We compare our detrital zircon budget with that of the Nd budget published by Clift et al. [2019b]. Translating zircon budgets into rock erosion budgets is not easy due to bedrock zircon fertility variations. However, whole-rock geochemical analysis of Alizai et al. [2012] suggested that on average the eastern, Himalaya-draining tributaries are around 2.2 times more fertile in zircon than the trunk Indus. If we simply use the source percentages from the zircon unmixing calculation described above and the average εNd values for these different units then it is possible to predict the average composition of the bulk sediment through time. We use an εNd value of -14.6 for the Greater and Tethyan Himalaya, -21.7 for the Lesser Himalaya, -9.3 for the Karakoram, -20 for Nanga Parbat and +5.1 for Kohistan and the Transhimalaya based on synthesis of the bedrock data, but especially the composition of river sediments that are derived from wide areas of these ranges [Clift et al. , 2002b]. Transhimalaya Nd data are from Rolland et al.[2002], Singh et al. [2002], and Khan et al.[1997]. Greater and Lesser Himalayan data are from Ahmad et al. [2000], Deniel et al. [1987], Inger et al.[1993] and Parrish and Hodges [1996]. Karakoram data are from Crawford and Searle [1992] and Schärer et al. [1990].
The results of this estimate are shown next to the smoothed long-term Nd isotope evolution from bulk sediment analysis [Clift et al. , 2019b] (Fig. 13). We account for the ±1 εNduncertainty value estimated from the Indus Quaternary [Jonell et al. , 2018]. We note that before 6 Ma the estimates overlap with the bulk sediment record that was derived from muddy lithologies, suggesting similar sources. After this time both the estimated and measured εNd values became more negative. However, the predicted Nd isotope compositions are always more negative than those measured from the bulk sediment and this implies an over estimation in the flux from isotopically negative sources, i.e. the Himalaya, using the zircon method.
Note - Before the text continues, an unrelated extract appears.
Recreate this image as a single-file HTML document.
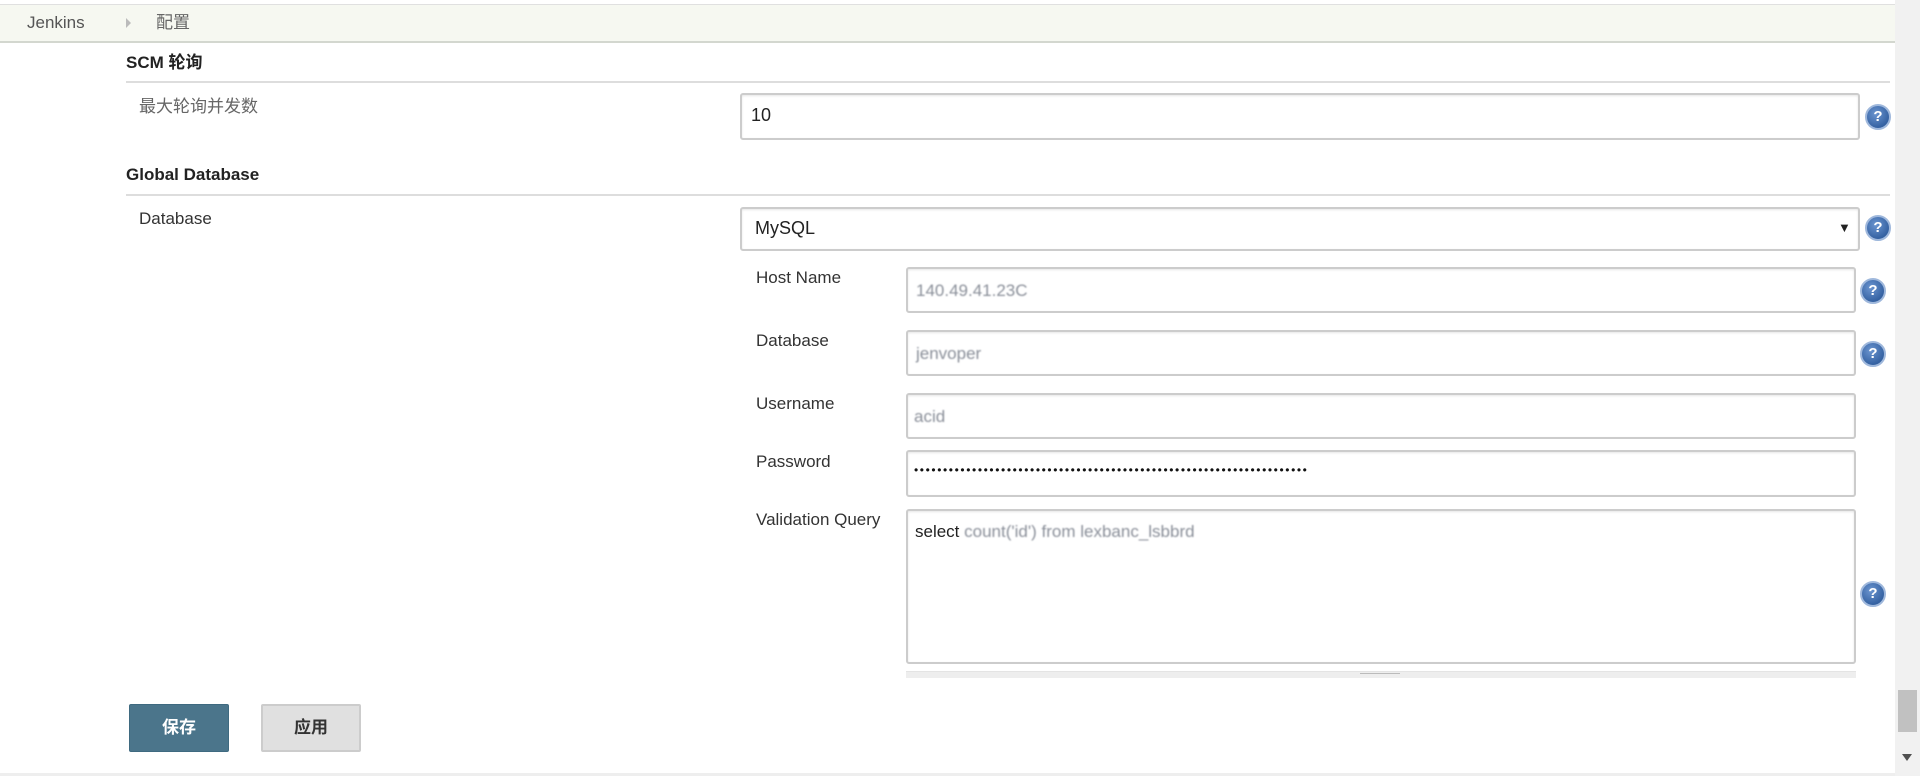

This is consistent with the geochemical data indicating that the Himalaya are more abundant in zircon than the Karakoram, but have similar concentrations in Nd [Alizai et al. , 2011]. As a result, our zircon budget (Fig. 13) represents an overestimate of the influence of the Himalaya compared the Karakoram through time in terms of total rock eroded. Nonetheless, the overall trends in the two data sets are consistent and the reconstruction of increasing Himalayan erosion since the 5.72 Ma may be considered robust.
7. Conclusions
Sandy and silty sediments recovered from the Laxmi Basin in the Eastern Arabian Sea provide a relatively continuous erosional record derived from the Indus River and spanning the last 15.5 m.y. In this study samples were taken from IODP Sites U1456 and U1457 for geochemical and geochronological analyses. Detrital zircon grains were dated by U-Pb methods to determine their provenance. The sediments themselves are defined as wackes and are relatively immature in composition, with bulk sediment characters similar to those found in the Quaternary delta of the Indus and in its submarine Canyon. They are readily distinguishable from sediments on the Western Indian Shelf, confirming their derivation from the Indus River and not the peninsula with one exception. The sediments are mostly of silty sand to silt size, with only a few being classified as fine sand. Although the sediments are relatively depleted in Ca, Na and P relative to the upper continental crust this reflects chemical weathering during transport and does not affect the provenance analysis conducted here.
Detrital zircon U-Pb ages fall into a number of categories which can be correlated with bedrock sources in the Himalaya. The ubiquitous presence of zircon grains younger than 200 Ma requires the sediments to be the erosional products of the Himalaya/Karakoram and not peninsular India. The progressive increase in zircon grains dating at 350–1250 Ma, as well as 1500–2300 Ma, indicates that the erosional flux from the Himalaya increased through the studied time interval. Almost all the samples contain grains that could be derived from the Karakoram or from Kohistan, and there is an appearance of very young zircon grains, younger than 25 Ma, that is especially marked since 3.17 Ma. Such young zircon grains may be from Nanga Parbat or parts of the eastern Karakoram. Statistical analysis shows that there are a number of groupings and an increase in Himalayan erosion through time. High flux from the Himalaya was noted at 7.99–7.78 Ma and starting between 7.0 and 5.87 Ma. Since 1.32 Ma the sediments are similar to the modern Indus River, but not like the glacial-era river, which has more similarities with the Miocene Laxmi Basin samples and with enhanced erosion in the Karakoram. Detrital zircon population unmixing techniques allow us to objectively confirm the progressive increase of Himalayan erosion relative to the Karakoram, and the sharp jump in erosion from the Inner Lesser Himalayas starting at 1.56 Ma. This is somewhat younger than the anticipated unroofing of these ranges derived from earlier foreland studies, although much of the earlier data comes from further east in the Ganges catchment. The shift to more Himalayan erosion through time occurs as the monsoon climate weakened, as well as when the Lesser Himalayan Duplex formed. This suggests that the changing patterns of erosion could be largely a function of solid Earth tectonic forces building topography, although the correlation of unroofing to the Late Miocene drying trend does raise the possible role for climate too, albeit in the opposite fashion to that seen since the LGM, when more Himalayan erosion correlates with strong summer monsoon rains.